- [WHAT YOU NEED TO DO]: Quote the entries in full, character for character, without their images.

- [PROVIDED RECORDS]:

* * * * *

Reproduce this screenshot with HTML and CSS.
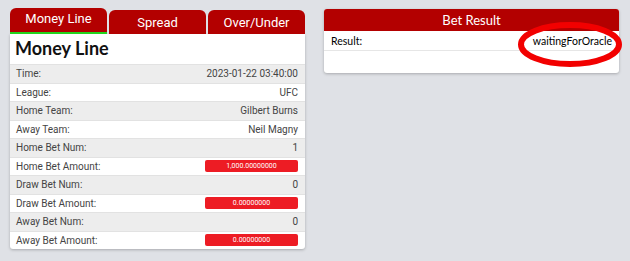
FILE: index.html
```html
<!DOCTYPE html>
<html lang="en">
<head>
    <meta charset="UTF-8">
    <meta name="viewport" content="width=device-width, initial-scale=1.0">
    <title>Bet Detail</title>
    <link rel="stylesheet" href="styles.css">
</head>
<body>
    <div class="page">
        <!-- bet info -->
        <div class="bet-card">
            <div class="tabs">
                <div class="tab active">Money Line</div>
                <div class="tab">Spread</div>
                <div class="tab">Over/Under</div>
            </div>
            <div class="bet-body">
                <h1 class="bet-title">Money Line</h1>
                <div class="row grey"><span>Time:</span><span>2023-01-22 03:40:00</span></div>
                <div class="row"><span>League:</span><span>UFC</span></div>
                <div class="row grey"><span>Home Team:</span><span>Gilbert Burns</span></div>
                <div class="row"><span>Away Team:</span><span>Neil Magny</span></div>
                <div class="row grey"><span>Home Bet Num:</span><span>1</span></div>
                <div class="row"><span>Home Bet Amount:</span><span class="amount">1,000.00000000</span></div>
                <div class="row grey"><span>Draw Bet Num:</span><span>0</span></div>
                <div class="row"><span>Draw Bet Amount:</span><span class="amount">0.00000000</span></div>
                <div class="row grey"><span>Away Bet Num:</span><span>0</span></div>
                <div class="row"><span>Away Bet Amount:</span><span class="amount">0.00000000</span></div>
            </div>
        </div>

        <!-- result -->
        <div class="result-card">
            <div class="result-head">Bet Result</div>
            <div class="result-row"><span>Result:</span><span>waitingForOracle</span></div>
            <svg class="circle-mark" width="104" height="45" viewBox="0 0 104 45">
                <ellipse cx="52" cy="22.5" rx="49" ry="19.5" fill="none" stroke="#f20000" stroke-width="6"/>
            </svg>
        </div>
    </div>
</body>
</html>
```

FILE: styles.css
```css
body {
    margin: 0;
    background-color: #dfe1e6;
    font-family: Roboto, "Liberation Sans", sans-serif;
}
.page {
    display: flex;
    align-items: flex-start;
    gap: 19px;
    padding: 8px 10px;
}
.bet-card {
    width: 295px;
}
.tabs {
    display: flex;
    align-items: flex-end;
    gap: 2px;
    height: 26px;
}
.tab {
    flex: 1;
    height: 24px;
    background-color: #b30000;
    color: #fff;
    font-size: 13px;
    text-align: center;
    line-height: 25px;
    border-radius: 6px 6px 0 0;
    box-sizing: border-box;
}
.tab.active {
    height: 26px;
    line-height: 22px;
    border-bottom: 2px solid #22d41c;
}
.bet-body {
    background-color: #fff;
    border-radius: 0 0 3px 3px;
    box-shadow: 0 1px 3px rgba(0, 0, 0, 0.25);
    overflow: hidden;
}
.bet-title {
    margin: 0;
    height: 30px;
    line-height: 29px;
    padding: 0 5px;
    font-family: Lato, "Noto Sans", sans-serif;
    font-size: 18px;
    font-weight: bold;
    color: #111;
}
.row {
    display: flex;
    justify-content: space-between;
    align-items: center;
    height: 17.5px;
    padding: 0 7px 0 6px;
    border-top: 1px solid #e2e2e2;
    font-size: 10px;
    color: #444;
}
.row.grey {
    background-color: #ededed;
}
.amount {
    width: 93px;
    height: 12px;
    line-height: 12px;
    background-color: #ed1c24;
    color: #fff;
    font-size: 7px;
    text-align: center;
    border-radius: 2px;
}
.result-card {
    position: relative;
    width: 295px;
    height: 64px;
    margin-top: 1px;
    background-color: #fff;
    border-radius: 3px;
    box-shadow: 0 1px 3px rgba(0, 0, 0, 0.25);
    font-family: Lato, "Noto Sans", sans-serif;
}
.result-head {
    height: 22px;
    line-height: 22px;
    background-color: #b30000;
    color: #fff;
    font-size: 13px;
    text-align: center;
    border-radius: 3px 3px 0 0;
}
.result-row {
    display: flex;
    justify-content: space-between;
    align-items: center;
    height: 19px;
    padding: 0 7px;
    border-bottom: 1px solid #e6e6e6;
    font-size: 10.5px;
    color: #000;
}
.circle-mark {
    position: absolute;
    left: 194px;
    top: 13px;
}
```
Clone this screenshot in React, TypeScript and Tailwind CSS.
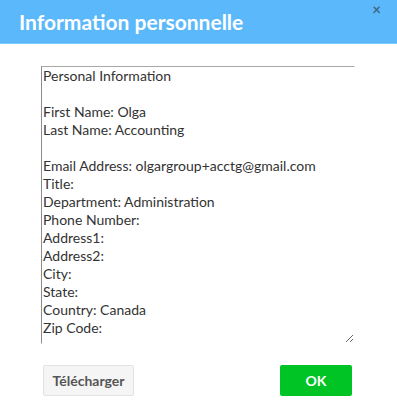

* * * * *

- [SOLUTION BELOW]:
Reproduce this screenshot with HTML and CSS.
FILE: index.html
```html
<!DOCTYPE html>
<html lang="en">
<head>
    <meta charset="UTF-8">
    <meta name="viewport" content="width=device-width, initial-scale=1.0">
    <title>Bet Detail</title>
    <link rel="stylesheet" href="styles.css">
</head>
<body>
    <div class="page">
        <!-- bet info -->
        <div class="bet-card">
            <div class="tabs">
                <div class="tab active">Money Line</div>
                <div class="tab">Spread</div>
                <div class="tab">Over/Under</div>
            </div>
            <div class="bet-body">
                <h1 class="bet-title">Money Line</h1>
                <div class="row grey"><span>Time:</span><span>2023-01-22 03:40:00</span></div>
                <div class="row"><span>League:</span><span>UFC</span></div>
                <div class="row grey"><span>Home Team:</span><span>Gilbert Burns</span></div>
                <div class="row"><span>Away Team:</span><span>Neil Magny</span></div>
                <div class="row grey"><span>Home Bet Num:</span><span>1</span></div>
                <div class="row"><span>Home Bet Amount:</span><span class="amount">1,000.00000000</span></div>
                <div class="row grey"><span>Draw Bet Num:</span><span>0</span></div>
                <div class="row"><span>Draw Bet Amount:</span><span class="amount">0.00000000</span></div>
                <div class="row grey"><span>Away Bet Num:</span><span>0</span></div>
                <div class="row"><span>Away Bet Amount:</span><span class="amount">0.00000000</span></div>
            </div>
        </div>

        <!-- result -->
        <div class="result-card">
            <div class="result-head">Bet Result</div>
            <div class="result-row"><span>Result:</span><span>waitingForOracle</span></div>
            <svg class="circle-mark" width="104" height="45" viewBox="0 0 104 45">
                <ellipse cx="52" cy="22.5" rx="49" ry="19.5" fill="none" stroke="#f20000" stroke-width="6"/>
            </svg>
        </div>
    </div>
</body>
</html>
```

FILE: styles.css
```css
body {
    margin: 0;
    background-color: #dfe1e6;
    font-family: Roboto, "Liberation Sans", sans-serif;
}
.page {
    display: flex;
    align-items: flex-start;
    gap: 19px;
    padding: 8px 10px;
}
.bet-card {
    width: 295px;
}
.tabs {
    display: flex;
    align-items: flex-end;
    gap: 2px;
    height: 26px;
}
.tab {
    flex: 1;
    height: 24px;
    background-color: #b30000;
    color: #fff;
    font-size: 13px;
    text-align: center;
    line-height: 25px;
    border-radius: 6px 6px 0 0;
    box-sizing: border-box;
}
.tab.active {
    height: 26px;
    line-height: 22px;
    border-bottom: 2px solid #22d41c;
}
.bet-body {
    background-color: #fff;
    border-radius: 0 0 3px 3px;
    box-shadow: 0 1px 3px rgba(0, 0, 0, 0.25);
    overflow: hidden;
}
.bet-title {
    margin: 0;
    height: 30px;
    line-height: 29px;
    padding: 0 5px;
    font-family: Lato, "Noto Sans", sans-serif;
    font-size: 18px;
    font-weight: bold;
    color: #111;
}
.row {
    display: flex;
    justify-content: space-between;
    align-items: center;
    height: 17.5px;
    padding: 0 7px 0 6px;
    border-top: 1px solid #e2e2e2;
    font-size: 10px;
    color: #444;
}
.row.grey {
    background-color: #ededed;
}
.amount {
    width: 93px;
    height: 12px;
    line-height: 12px;
    background-color: #ed1c24;
    color: #fff;
    font-size: 7px;
    text-align: center;
    border-radius: 2px;
}
.result-card {
    position: relative;
    width: 295px;
    height: 64px;
    margin-top: 1px;
    background-color: #fff;
    border-radius: 3px;
    box-shadow: 0 1px 3px rgba(0, 0, 0, 0.25);
    font-family: Lato, "Noto Sans", sans-serif;
}
.result-head {
    height: 22px;
    line-height: 22px;
    background-color: #b30000;
    color: #fff;
    font-size: 13px;
    text-align: center;
    border-radius: 3px 3px 0 0;
}
.result-row {
    display: flex;
    justify-content: space-between;
    align-items: center;
    height: 19px;
    padding: 0 7px;
    border-bottom: 1px solid #e6e6e6;
    font-size: 10.5px;
    color: #000;
}
.circle-mark {
    position: absolute;
    left: 194px;
    top: 13px;
}
```
Clone this screenshot in React, TypeScript and Tailwind CSS.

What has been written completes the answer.